Do any lines in the data below contain "components"? If so, copy every one of them.

.....

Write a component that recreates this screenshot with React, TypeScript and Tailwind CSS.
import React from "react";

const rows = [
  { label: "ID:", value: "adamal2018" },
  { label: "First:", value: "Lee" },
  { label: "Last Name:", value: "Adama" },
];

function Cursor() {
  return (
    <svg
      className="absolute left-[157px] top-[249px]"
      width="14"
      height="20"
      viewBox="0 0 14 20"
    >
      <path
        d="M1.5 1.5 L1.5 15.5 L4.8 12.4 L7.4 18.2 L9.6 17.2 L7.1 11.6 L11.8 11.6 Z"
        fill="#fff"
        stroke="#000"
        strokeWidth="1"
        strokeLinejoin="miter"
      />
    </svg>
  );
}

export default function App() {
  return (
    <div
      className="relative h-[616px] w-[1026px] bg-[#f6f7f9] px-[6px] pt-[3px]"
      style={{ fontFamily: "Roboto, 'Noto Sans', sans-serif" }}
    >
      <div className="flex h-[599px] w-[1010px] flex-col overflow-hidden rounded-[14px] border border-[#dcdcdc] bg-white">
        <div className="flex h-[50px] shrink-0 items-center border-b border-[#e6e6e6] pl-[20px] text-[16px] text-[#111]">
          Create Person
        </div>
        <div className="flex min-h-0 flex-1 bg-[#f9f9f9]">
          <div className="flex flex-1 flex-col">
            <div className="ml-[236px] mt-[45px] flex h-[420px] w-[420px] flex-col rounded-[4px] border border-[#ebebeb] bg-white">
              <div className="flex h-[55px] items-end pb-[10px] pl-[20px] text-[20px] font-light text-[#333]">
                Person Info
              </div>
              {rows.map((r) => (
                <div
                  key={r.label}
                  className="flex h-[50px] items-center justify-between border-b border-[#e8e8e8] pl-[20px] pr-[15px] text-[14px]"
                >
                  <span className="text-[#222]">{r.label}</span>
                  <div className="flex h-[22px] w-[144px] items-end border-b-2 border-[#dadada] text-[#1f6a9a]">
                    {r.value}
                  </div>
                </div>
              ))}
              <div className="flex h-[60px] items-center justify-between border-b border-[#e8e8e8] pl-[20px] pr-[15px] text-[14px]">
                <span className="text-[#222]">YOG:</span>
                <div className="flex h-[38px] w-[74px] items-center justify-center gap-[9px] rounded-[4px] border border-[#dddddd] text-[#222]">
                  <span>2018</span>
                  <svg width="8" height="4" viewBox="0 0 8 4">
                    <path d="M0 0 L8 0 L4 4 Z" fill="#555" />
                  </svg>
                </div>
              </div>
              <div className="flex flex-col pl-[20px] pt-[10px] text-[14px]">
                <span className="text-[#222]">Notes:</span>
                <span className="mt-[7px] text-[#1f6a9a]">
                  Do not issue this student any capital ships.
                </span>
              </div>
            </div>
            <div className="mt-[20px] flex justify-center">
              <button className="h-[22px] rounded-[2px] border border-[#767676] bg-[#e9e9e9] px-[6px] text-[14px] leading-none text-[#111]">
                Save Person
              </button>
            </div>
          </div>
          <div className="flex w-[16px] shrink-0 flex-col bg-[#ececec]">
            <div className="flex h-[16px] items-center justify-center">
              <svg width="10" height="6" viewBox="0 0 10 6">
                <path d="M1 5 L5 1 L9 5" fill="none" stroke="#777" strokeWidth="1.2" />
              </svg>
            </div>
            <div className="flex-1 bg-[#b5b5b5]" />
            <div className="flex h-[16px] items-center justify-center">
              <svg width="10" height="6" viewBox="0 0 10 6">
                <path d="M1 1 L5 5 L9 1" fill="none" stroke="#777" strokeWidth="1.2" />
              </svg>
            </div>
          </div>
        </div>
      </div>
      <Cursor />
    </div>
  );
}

.....

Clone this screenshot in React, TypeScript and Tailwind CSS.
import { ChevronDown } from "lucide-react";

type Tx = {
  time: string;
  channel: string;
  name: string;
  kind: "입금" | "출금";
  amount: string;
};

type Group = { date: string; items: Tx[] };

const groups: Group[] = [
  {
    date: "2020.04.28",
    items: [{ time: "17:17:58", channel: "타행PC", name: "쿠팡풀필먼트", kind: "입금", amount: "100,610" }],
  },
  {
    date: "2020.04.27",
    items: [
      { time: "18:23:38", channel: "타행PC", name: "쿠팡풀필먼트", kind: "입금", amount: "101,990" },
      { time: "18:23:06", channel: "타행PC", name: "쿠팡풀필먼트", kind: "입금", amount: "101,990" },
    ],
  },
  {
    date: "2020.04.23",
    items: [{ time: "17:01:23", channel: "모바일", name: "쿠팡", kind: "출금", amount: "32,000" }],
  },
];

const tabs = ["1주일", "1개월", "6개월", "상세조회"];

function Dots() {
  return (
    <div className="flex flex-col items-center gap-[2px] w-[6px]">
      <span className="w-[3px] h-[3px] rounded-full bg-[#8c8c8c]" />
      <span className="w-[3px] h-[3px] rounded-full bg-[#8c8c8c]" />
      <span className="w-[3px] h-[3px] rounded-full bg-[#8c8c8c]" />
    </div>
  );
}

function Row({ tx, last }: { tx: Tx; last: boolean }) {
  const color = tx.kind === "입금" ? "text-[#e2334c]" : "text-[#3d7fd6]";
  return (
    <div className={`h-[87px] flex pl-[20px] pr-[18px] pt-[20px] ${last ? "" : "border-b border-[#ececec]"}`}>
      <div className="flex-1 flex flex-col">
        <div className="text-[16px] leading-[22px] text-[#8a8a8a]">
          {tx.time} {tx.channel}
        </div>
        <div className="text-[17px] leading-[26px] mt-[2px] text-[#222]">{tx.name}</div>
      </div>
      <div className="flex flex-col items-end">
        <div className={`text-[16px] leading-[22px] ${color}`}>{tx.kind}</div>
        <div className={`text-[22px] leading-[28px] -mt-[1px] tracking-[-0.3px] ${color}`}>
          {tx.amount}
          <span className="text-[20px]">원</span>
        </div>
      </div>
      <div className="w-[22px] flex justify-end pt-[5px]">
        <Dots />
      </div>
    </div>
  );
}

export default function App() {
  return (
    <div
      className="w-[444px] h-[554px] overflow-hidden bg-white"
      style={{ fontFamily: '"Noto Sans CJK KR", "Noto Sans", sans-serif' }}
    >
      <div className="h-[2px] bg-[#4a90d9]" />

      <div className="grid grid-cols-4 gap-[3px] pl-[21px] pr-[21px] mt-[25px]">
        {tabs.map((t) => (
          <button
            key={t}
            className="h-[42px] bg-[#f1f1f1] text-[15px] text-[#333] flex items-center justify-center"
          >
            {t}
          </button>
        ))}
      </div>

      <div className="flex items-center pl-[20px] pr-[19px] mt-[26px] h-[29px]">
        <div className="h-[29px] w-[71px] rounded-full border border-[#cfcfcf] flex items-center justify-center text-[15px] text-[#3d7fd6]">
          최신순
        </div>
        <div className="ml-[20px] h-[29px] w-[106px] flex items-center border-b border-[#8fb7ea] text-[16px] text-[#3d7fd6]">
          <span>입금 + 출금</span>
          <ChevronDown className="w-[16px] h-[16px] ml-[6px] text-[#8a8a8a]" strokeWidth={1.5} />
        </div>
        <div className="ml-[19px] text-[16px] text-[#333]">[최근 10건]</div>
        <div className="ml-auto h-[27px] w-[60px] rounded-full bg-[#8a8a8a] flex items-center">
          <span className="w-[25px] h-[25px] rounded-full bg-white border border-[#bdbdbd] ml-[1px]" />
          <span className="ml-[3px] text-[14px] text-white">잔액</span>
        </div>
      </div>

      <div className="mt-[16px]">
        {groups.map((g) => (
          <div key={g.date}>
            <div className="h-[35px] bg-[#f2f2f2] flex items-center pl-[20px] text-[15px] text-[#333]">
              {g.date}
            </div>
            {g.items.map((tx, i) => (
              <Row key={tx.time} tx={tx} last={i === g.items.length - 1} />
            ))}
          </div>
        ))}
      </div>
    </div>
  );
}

.....

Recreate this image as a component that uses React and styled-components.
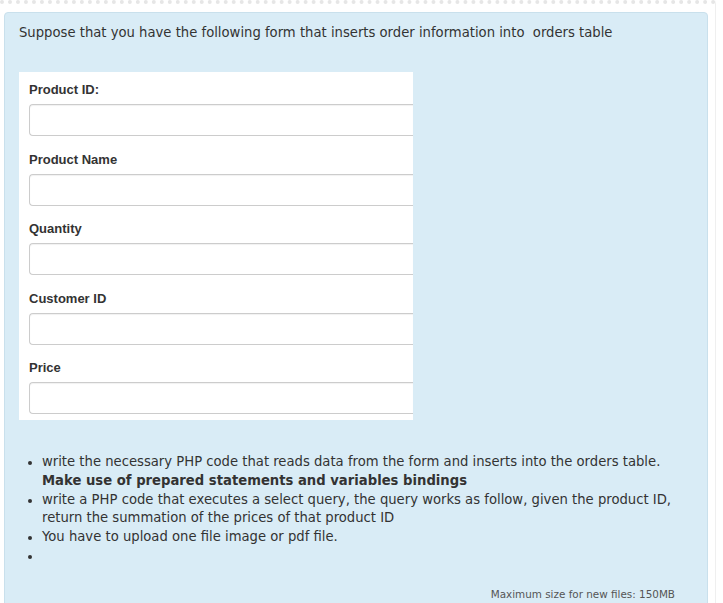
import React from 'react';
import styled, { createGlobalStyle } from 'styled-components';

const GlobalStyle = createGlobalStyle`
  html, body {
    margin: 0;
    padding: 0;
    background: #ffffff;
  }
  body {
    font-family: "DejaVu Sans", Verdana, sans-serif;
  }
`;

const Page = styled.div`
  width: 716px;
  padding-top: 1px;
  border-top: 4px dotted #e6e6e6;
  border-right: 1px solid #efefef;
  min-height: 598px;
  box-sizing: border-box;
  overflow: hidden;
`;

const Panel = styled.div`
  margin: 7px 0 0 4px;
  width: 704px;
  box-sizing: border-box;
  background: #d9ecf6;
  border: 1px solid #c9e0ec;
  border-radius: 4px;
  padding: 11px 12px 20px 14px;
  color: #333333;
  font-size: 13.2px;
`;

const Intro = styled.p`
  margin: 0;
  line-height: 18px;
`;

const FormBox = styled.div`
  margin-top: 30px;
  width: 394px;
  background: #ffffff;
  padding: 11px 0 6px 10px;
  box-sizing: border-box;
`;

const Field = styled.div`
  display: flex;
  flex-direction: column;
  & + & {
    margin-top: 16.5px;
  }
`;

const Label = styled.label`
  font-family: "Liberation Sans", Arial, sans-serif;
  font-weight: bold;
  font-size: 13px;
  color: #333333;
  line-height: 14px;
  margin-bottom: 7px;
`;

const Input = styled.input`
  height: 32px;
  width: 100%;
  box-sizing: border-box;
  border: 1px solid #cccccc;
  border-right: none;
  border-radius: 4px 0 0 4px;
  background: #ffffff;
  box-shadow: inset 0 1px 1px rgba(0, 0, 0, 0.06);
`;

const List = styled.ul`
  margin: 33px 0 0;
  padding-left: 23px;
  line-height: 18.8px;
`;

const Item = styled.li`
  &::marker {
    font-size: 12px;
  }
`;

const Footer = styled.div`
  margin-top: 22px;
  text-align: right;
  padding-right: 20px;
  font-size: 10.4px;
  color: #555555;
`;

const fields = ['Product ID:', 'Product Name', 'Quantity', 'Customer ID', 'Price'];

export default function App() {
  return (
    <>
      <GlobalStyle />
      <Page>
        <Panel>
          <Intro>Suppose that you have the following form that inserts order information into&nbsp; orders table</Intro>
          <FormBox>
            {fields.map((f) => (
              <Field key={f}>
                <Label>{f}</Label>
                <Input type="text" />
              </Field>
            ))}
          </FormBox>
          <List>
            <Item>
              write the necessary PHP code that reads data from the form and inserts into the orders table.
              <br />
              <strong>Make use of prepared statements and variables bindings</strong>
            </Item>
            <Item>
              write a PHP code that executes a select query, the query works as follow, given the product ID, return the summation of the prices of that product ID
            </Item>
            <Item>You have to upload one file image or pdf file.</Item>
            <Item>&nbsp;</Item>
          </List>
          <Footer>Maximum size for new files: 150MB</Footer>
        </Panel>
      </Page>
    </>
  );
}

.....

## [Response to the task]
Recreate this image as a component that uses React and styled-components.
import styled, { createGlobalStyle } from 'styled-components';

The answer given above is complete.